> [Available data]
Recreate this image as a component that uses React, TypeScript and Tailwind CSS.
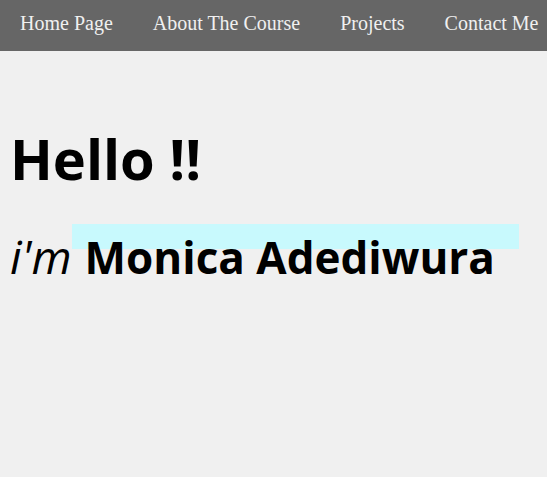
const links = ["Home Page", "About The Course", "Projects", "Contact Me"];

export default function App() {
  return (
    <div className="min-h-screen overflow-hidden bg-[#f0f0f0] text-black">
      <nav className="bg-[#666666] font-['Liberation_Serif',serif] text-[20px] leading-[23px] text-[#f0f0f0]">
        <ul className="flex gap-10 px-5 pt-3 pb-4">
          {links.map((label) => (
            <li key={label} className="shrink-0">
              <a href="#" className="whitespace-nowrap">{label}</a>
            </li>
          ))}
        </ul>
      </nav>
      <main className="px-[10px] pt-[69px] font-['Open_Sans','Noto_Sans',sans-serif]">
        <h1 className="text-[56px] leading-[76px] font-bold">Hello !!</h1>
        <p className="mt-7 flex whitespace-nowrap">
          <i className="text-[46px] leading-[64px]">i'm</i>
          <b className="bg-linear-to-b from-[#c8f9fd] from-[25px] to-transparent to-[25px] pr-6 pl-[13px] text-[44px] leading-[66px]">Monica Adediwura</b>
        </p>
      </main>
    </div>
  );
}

> [Objective] Every line of the material is to be quoted exactly, with no pictures carried over.

> [Answer to the exercise]
Recreate this image as a component that uses React, TypeScript and Tailwind CSS.
const links = ["Home Page", "About The Course", "Projects", "Contact Me"];

export default function App() {
  return (
    <div className="min-h-screen overflow-hidden bg-[#f0f0f0] text-black">
      <nav className="bg-[#666666] font-['Liberation_Serif',serif] text-[20px] leading-[23px] text-[#f0f0f0]">
        <ul className="flex gap-10 px-5 pt-3 pb-4">
          {links.map((label) => (
            <li key={label} className="shrink-0">
              <a href="#" className="whitespace-nowrap">{label}</a>
            </li>
          ))}
        </ul>
      </nav>
      <main className="px-[10px] pt-[69px] font-['Open_Sans','Noto_Sans',sans-serif]">
        <h1 className="text-[56px] leading-[76px] font-bold">Hello !!</h1>
        <p className="mt-7 flex whitespace-nowrap">
          <i className="text-[46px] leading-[64px]">i'm</i>
          <b className="bg-linear-to-b from-[#c8f9fd] from-[25px] to-transparent to-[25px] pr-6 pl-[13px] text-[44px] leading-[66px]">Monica Adediwura</b>
        </p>
      </main>
    </div>
  );
}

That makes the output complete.